## RECORDED INFORMATION
= = = = = = =
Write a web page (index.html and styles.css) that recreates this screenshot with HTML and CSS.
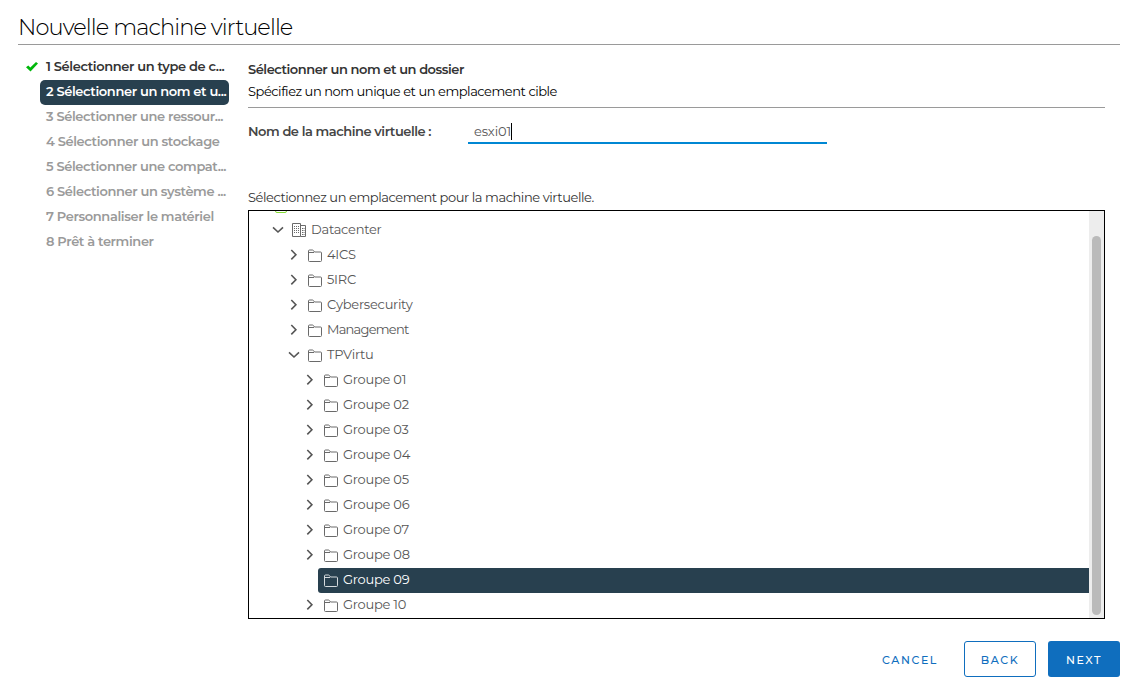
FILE: index.html
```html
<!DOCTYPE html>
<html lang="fr">
<head>
<meta charset="utf-8">
<title>Nouvelle machine virtuelle</title>
<link rel="stylesheet" href="styles.css">
</head>
<body>
<svg class="sprite" aria-hidden="true">
  <symbol id="right" viewBox="0 0 16 16"><path d="M5.300 3l4.600 4.700-4.600 4.700" fill="none" stroke="currentColor" stroke-width="1.600"/></symbol>
  <symbol id="down" viewBox="0 0 16 16"><path d="M3 5.400l5 4.600 5-4.600" fill="none" stroke="currentColor" stroke-width="1.600"/></symbol>
  <symbol id="folder" viewBox="0 0 16 16"><path d="M1.500 6V4q0-1 1-1h3q.6 0 1 .6l1 1.400h6q1 0 1 1v7.500q0 1-1 1h-11q-1 0-1-1zM1.500 5.500h5.500" fill="none" stroke="currentColor"/></symbol>
  <symbol id="datacenter" viewBox="0 0 16 16"><path d="M1.500 1.500h8v13h-8zM9.500 3.500h5v11h-5" fill="none" stroke="currentColor"/><path d="M3.500 4v8M5.500 4v8M7.500 4v8M11.500 6v7M13 6v7" fill="none" stroke="currentColor" stroke-dasharray="1 1"/></symbol>
</svg>
<div class="wizard">
  <h1 class="title">Nouvelle machine virtuelle</h1>
  <div class="body">
    <ol class="steps">
      <li class="step done"><svg class="check" viewBox="0 0 14 12"><path d="M1 6.200l2.300-1.800 2 2L11 1l2 1.400-7.500 8z" fill="#00b70b"/></svg><span>1 Sélectionner un type de c...</span></li>
      <li class="step current"><span>2 Sélectionner un nom et u...</span></li>
      <li class="step"><span>3 Sélectionner une ressour...</span></li>
      <li class="step"><span>4 Sélectionner un stockage</span></li>
      <li class="step"><span>5 Sélectionner une compat...</span></li>
      <li class="step"><span>6 Sélectionner un système ...</span></li>
      <li class="step"><span>7 Personnaliser le matériel</span></li>
      <li class="step"><span>8 Prêt à terminer</span></li>
    </ol>
    <main class="page">
      <header class="page-head">
        <h2 class="heading">Sélectionner un nom et un dossier</h2>
        <p class="subtitle">Spécifiez un nom unique et un emplacement cible</p>
      </header>
      <div class="field">
        <span class="field-label">Nom de la machine virtuelle :</span>
        <div class="input"><span class="value">esxi01</span><i class="cursor"></i></div>
      </div>
      <p class="prompt">Sélectionnez un emplacement pour la machine virtuelle.</p>
      <div class="tree-box">
        <div class="tree">
          <div class="row host-row"><i class="host"></i></div>
          <div class="row"><svg class="caret"><use href="#down"/></svg><span class="label"><svg class="icon"><use href="#datacenter"/></svg>Datacenter</span></div>
          <div class="branch">
            <div class="row"><svg class="caret"><use href="#right"/></svg><span class="label"><svg class="icon"><use href="#folder"/></svg>4ICS</span></div>
            <div class="row"><svg class="caret"><use href="#right"/></svg><span class="label"><svg class="icon"><use href="#folder"/></svg>5IRC</span></div>
            <div class="row"><svg class="caret"><use href="#right"/></svg><span class="label"><svg class="icon"><use href="#folder"/></svg>Cybersecurity</span></div>
            <div class="row"><svg class="caret"><use href="#right"/></svg><span class="label condensed"><svg class="icon"><use href="#folder"/></svg>Management</span></div>
            <div class="row"><svg class="caret"><use href="#down"/></svg><span class="label"><svg class="icon"><use href="#folder"/></svg>TPVirtu</span></div>
            <div class="branch">
              <div class="row"><svg class="caret"><use href="#right"/></svg><span class="label"><svg class="icon"><use href="#folder"/></svg>Groupe 01</span></div>
              <div class="row"><svg class="caret"><use href="#right"/></svg><span class="label"><svg class="icon"><use href="#folder"/></svg>Groupe 02</span></div>
              <div class="row"><svg class="caret"><use href="#right"/></svg><span class="label"><svg class="icon"><use href="#folder"/></svg>Groupe 03</span></div>
              <div class="row"><svg class="caret"><use href="#right"/></svg><span class="label"><svg class="icon"><use href="#folder"/></svg>Groupe 04</span></div>
              <div class="row"><svg class="caret"><use href="#right"/></svg><span class="label"><svg class="icon"><use href="#folder"/></svg>Groupe 05</span></div>
              <div class="row"><svg class="caret"><use href="#right"/></svg><span class="label"><svg class="icon"><use href="#folder"/></svg>Groupe 06</span></div>
              <div class="row"><svg class="caret"><use href="#right"/></svg><span class="label"><svg class="icon"><use href="#folder"/></svg>Groupe 07</span></div>
              <div class="row"><svg class="caret"><use href="#right"/></svg><span class="label"><svg class="icon"><use href="#folder"/></svg>Groupe 08</span></div>
              <div class="row"><svg class="caret"></svg><span class="label selected"><svg class="icon"><use href="#folder"/></svg>Groupe 09</span></div>
              <div class="row"><svg class="caret"><use href="#right"/></svg><span class="label"><svg class="icon"><use href="#folder"/></svg>Groupe 10</span></div>
            </div>
          </div>
        </div>
        <div class="scrollbar"><div class="thumb"></div></div>
      </div>
    </main>
  </div>
  <footer class="actions">
    <button class="btn link">CANCEL</button>
    <button class="btn outline">BACK</button>
    <button class="btn primary">NEXT</button>
  </footer>
</div>
</body>
</html>
```

FILE: styles.css
```css
* { box-sizing: border-box; }
body { margin: 0; background: #fff; color: #565656; font: 13px/25px Metropolis, Montserrat, Inter, sans-serif; overflow: hidden; }
h1, h2, p, ol { margin: 0; padding: 0; }
.sprite { display: none; }
.wizard { height: 690px; padding: 0 15px 0 18px; }
.title { height: 45px; padding-top: 11px; border-bottom: 1px solid #9a9a9a; color: #000; font-size: 22.5px; line-height: 32px; font-weight: 300; white-space: nowrap; letter-spacing: -.89px; }
.body { display: flex; height: 574px; }
.steps { width: 230px; flex: none; padding: 10px 19px 0 0; list-style: none; letter-spacing: -.37px; }
.step { display: flex; height: 25px; margin-left: 22px; padding-left: 6px; border-radius: 5px; color: #9a9a9a; font-weight: 600; line-height: 23px; white-space: nowrap; }
.step.done { margin-left: 7px; padding-left: 0; color: #333; }
.check { width: 14px; height: 12px; margin: 6px 7px 0 0; flex: none; }
.step.current { background: #28404f; color: #fff; }
.page { width: 857px; }
.page-head { height: 63px; padding-top: 13px; border-bottom: 1px solid #9a9a9a; }
.heading { color: #333; font-size: 13px; font-weight: 600; line-height: 22px; letter-spacing: -.45px; }
.subtitle { color: #000; line-height: 22px; letter-spacing: -.45px; }
.field { display: flex; height: 36px; padding-top: 12px; }
.field-label { width: 220px; color: #454545; font-weight: 600; line-height: 22px; letter-spacing: -.45px; }
.input { display: flex; width: 359px; height: 24px; padding-left: 6px; border-bottom: 2px solid #0087d3; line-height: 22px; }
.value { letter-spacing: -.1px; }
.cursor { width: 1px; height: 17px; margin-top: 3px; background: #000; }
.prompt { height: 66px; padding-top: 41px; color: #333; letter-spacing: -.43px; }
.tree-box { display: flex; height: 409px; border: 1px solid #000; overflow: hidden; }
.tree { flex: 1; padding-left: 21px; letter-spacing: -.25px; }
.branch { padding-left: 16px; }
.row { display: flex; height: 25px; line-height: 23px; }
.host-row { margin-top: -18px; }
.host { width: 12px; height: 14px; margin: 6px 0 0 5px; border: 1px solid #85dc35; border-radius: 2px; }
.caret { width: 16px; height: 16px; margin-top: 4px; flex: none; }
.label { display: flex; flex: 1; padding-left: 5px; white-space: nowrap; }
.condensed { letter-spacing: -.75px; }
.icon { width: 16px; height: 16px; margin: 4px 4px 0 0; flex: none; color: #6a6a6a; }
.selected { background: #28404f; border-radius: 3px 0 0 3px; color: #fff; }
.selected .icon { color: #d5dade; }
.scrollbar { width: 15px; padding: 25px 3px 3px; background: #ededed; }
.thumb { height: 379px; border-radius: 5px; background: #bababa; }
.actions { display: flex; justify-content: flex-end; gap: 12px; padding-top: 22px; }
.btn { width: 72px; height: 36px; padding: 2px 0 0; border: 1px solid transparent; border-radius: 3px; background: none; color: #0f6ebe; font: 500 11px/32px Metropolis, Montserrat, Inter, sans-serif; letter-spacing: 1.6px; }
.outline { border-color: #0f6ebe; }
.primary { background: #0f6ebe; color: #fff; }
.link { width: 84px; }
```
= = = = = = =
## YOUR OBJECTIVE
Show each line of the data that contains the string "index".

## RESULT FOR THIS EXERCISE
Write a web page (index.html and styles.css) that recreates this screenshot with HTML and CSS.
FILE: index.html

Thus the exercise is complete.